Mısır ve Hüsnü Mübarek: Savunma Bakanı Yardımcılığı ile askerlik kariyerinin zirvesine ulaşan Hüsnü Mübarek, 1975’te Devlet Başkanı Enver Sedat’ın yardımcılığına atandı. 1981’de Sedat öldürülünce, seçimi kazandı ve koltuğa oturdu. Mübarek’in Mısır’ı, 30 yıl süreyle ABD’nin Orta Doğu’da stratejik bir müttefiki, İran ile diplomatik ilişkisi olmayan tek Arap ülkesi oldu. Sürekli ABD’nin adamı olan Mübarek, eskiyince gözden düştü.
Libya ve Kaddafi: Bedevi çobanının oğlu olan Muammer Kaddafi 1969 yılında ülkenin ilk bağımsız lideri olan Kral 1.İdris’e kansız askeri darbe yaptı. Dünyada en çok petrol ihraç eden 12. ülke olan Libya’nın yeni lideri, hep ABD karşıtı gösterildi.

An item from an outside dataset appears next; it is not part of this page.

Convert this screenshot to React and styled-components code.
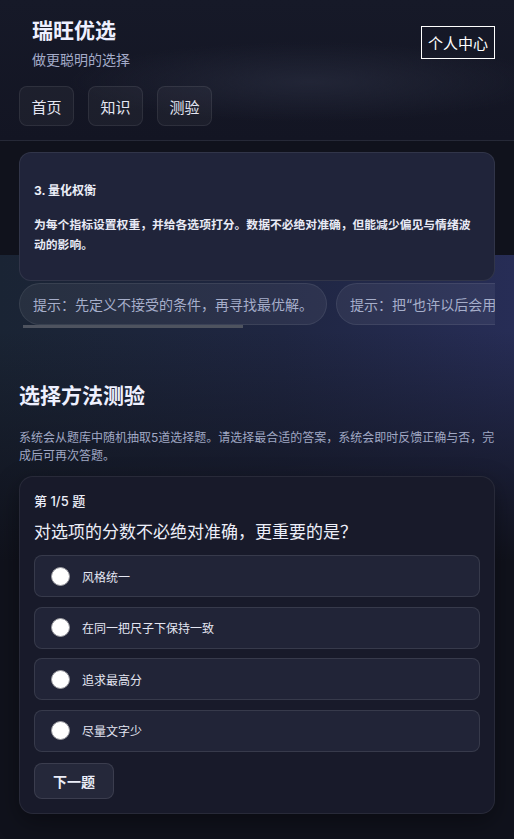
import { useState } from "react";
import styled, { createGlobalStyle } from "styled-components";

const GlobalStyle = createGlobalStyle`
    * { box-sizing: border-box; }
    html, body { margin: 0; padding: 0; background: #10121c; }
    body { font-family: Inter, "Noto Sans CJK SC", sans-serif; color: #e8eaf5; }
`

const Page = styled.div`
    min-height: 839px;
    background: #10121c;
`
const Header = styled.header`
    height: 141px;
    padding: 0 19px;
    border-bottom: 1px solid rgba(255, 255, 255, 0.07);
    background:
        radial-gradient(ellipse 240px 40px at 310px 82px, rgba(38, 42, 60, 0.75), transparent),
        linear-gradient(180deg, #161928, #131523);
`
const TopRow = styled.div`
    display: flex;
    justify-content: space-between;
    align-items: flex-start;
    padding: 16px 0 0 13px;
`
const Brand = styled.div`
    display: flex;
    flex-direction: column;
`
const Title = styled.h1`
    margin: 0;
    font-size: 21px;
    line-height: 30px;
    font-weight: 700;
    color: #eef0ff;
`
const Subtitle = styled.div`
    margin-top: 4px;
    font-size: 14px;
    line-height: 20px;
    color: #a4abc8;
`
const ProfileButton = styled.button`
    margin-top: 10px;
    height: 33px;
    padding: 0 6px;
    background: transparent;
    border: 1px solid #ffffff;
    color: #ffffff;
    font-family: inherit;
    font-size: 15px;
`
const Nav = styled.nav`
    display: flex;
    gap: 14px;
    margin-top: 16px;
`
const NavButton = styled.button`
    height: 40px;
    padding: 0 11.5px;
    border-radius: 8px;
    background: rgba(255, 255, 255, 0.04);
    border: 1px solid rgba(255, 255, 255, 0.08);
    color: #e4e6f2;
    font-family: inherit;
    font-size: 15px;
`
const Main = styled.main`
    padding: 11px 19px 24px;
    background:
        linear-gradient(180deg, #10121c 0, #10121c 114px, rgba(16, 18, 28, 0) 114px, rgba(16, 18, 28, 0) 190px, #10121c 420px),
        linear-gradient(90deg, #1a2434 0%, #1f2642 55%, #272d56 100%);
    background-repeat: no-repeat;
`
const InfoCard = styled.div`
    padding: 28px 14px 25px;
    border-radius: 12px;
    background: #20243a;
    border: 1px solid rgba(255, 255, 255, 0.08);
`
const CardTitle = styled.div`
    font-size: 12px;
    line-height: 20px;
    font-weight: 700;
    color: #eceef8;
`
const CardBody = styled.p`
    margin: 14px 0 0;
    font-size: 11.8px;
    line-height: 20px;
    font-weight: 700;
    color: #e8eaf5;
`
const ChipRow = styled.div`
    display: flex;
    gap: 9px;
    margin-top: 2px;
    overflow: hidden;
`
const Chip = styled.div`
    flex: none;
    height: 42px;
    padding: 0 13px;
    display: flex;
    align-items: center;
    border-radius: 21px;
    background: rgba(255, 255, 255, 0.06);
    border: 1px solid rgba(255, 255, 255, 0.08);
    color: #a6aeca;
    font-size: 14px;
    white-space: nowrap;
`
const ScrollThumb = styled.div`
    width: 220px;
    height: 3px;
    margin-left: 4px;
    background: #4e535f;
`
const SectionTitle = styled.h2`
    margin: 55px 0 0;
    font-size: 21px;
    line-height: 26px;
    font-weight: 700;
    color: #eef0ff;
`
const SectionDesc = styled.p`
    margin: 20px 0 0;
    font-size: 12px;
    line-height: 18px;
    color: #a0a8c4;
`
const QuizCard = styled.div`
    margin-top: 11px;
    padding: 14px;
    border-radius: 14px;
    background: #181a2a;
    border: 1px solid rgba(255, 255, 255, 0.07);
    box-shadow: 0 8px 24px rgba(0, 0, 0, 0.35);
`
const QuizCount = styled.div`
    font-size: 13px;
    line-height: 20px;
    font-weight: 500;
    color: #eceef8;
`
const Question = styled.div`
    margin-top: 8px;
    font-size: 17px;
    line-height: 26px;
    color: #eceef8;
`
const Options = styled.div`
    display: flex;
    flex-direction: column;
    gap: 9.5px;
    margin-top: 10px;
`
const Option = styled.label`
    height: 42px;
    display: flex;
    align-items: center;
    gap: 12px;
    padding-left: 16px;
    border-radius: 8px;
    background: ${p => (p.$active ? "#2a2f4a" : "#212437")};
    border: 1px solid rgba(255, 255, 255, 0.1);
    font-size: 12px;
    color: #e4e6f2;
    cursor: pointer;
`
const Radio = styled.span`
    flex: none;
    width: 19px;
    height: 19px;
    border-radius: 50%;
    background: #ffffff;
    border: 1px solid #9a9aa0;
    box-shadow: ${p => (p.$checked ? "inset 0 0 0 4px #ffffff, inset 0 0 0 10px #3b6cf0" : "none")};
`
const NextButton = styled.button`
    margin-top: 11px;
    height: 36px;
    width: 80px;
    border-radius: 8px;
    background: #25283a;
    border: 1px solid rgba(255, 255, 255, 0.1);
    color: #eceef8;
    font-family: inherit;
    font-size: 14px;
    font-weight: 700;
`

const tips = [
    "提示：先定义不接受的条件，再寻找最优解。",
    "提示：把“也许以后会用”的东西列为次要项。",
]
const options = ["风格统一", "在同一把尺子下保持一致", "追求最高分", "尽量文字少"]

export default function App() {
    const [picked, setPicked] = useState(null)

    return (
        <Page>
            <GlobalStyle />
            <Header>
                <TopRow>
                    <Brand>
                        <Title>瑞旺优选</Title>
                        <Subtitle>做更聪明的选择</Subtitle>
                    </Brand>
                    <ProfileButton>个人中心</ProfileButton>
                </TopRow>
                <Nav>
                    <NavButton>首页</NavButton>
                    <NavButton>知识</NavButton>
                    <NavButton>测验</NavButton>
                </Nav>
            </Header>

            <Main>
                <InfoCard>
                    <CardTitle>3. 量化权衡</CardTitle>
                    <CardBody>为每个指标设置权重，并给各选项打分。数据不必绝对准确，但能减少偏见与情绪波动的影响。</CardBody>
                </InfoCard>
                <ChipRow>
                    {tips.map(t => <Chip key={t}>{t}</Chip>)}
                </ChipRow>
                <ScrollThumb />

                <SectionTitle>选择方法测验</SectionTitle>
                <SectionDesc>系统会从题库中随机抽取5道选择题。请选择最合适的答案，系统会即时反馈正确与否，完成后可再次答题。</SectionDesc>

                <QuizCard>
                    <QuizCount>第 1/5 题</QuizCount>
                    <Question>对选项的分数不必绝对准确，更重要的是？</Question>
                    <Options>
                        {options.map((o, i) => (
                            <Option key={o} $active={picked === i} onClick={() => setPicked(i)}>
                                <Radio $checked={picked === i} />
                                {o}
                            </Option>
                        ))}
                    </Options>
                    <NextButton>下一题</NextButton>
                </QuizCard>
            </Main>
        </Page>
    )
}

Aslında onu yöneten ve yönlendiren hep CIA oldu. CIA’nın Libya ordusuna silah ve askeri eğitim verdiği ortaya çıktı.
Adına demokrasi de deseniz, kutlu da deseniz, devrim de deseniz eğer zulmediyorsanız ayakta duramazsınız. Bu temel olgu seçimle gelseniz de değişmiyor. Yıkılan Orta Doğu diktatörleri de sandıkla gelmişlerdi. Daha düne kadar karizmatik görünen liderler bir bir yere seriliyor.
Kuşkusuz başlayan bu sürecin dış dinamik boyutları yani emperyalizmin İslam coğrafyasını yeniden şekillendirmek istemesinin payı vardır ancak isyan eden sonuçta ülke halklarıdır
Coğrafyamızda başlayan durumun adı yeni Yalta sürecidir. İkinci Dünya Savaşı sonrasında Yalta’da Avrupa, Orta Doğu ve Avrasya ABD-Rusya ve İngiltere tarafından yeniden dizayn edilmişti. Bugün olan aynısıdır ama bu sefer ABD tek başınadır yani taksim yerine çıkara göre dizayn söz konusudur. Paxamericana enerji coğrafyası ile İsrail’in güvenliği için yeni bir harita hazırlıyor. Mağrip’teki dalga sadece Arap dünyasına değil, İran’a ve Türkiye’ye de, metot farklılıkları ile olsa da yansıyacaktır. Türkiye’dekiler de şekli rol -model olarak ihraç edildikten sonra günü geldiğinde onun da defteri dürülecektir. Saddam’ı, Şah Rıza’yı, Mübarek’i, Bin Ali’yi çöpe atan ABD, Türkiye liderlerine vefa gösterir mi?
Günün Sözü: Başkasının desteği ile iktidar sahibi olanların sonu da kötü olur.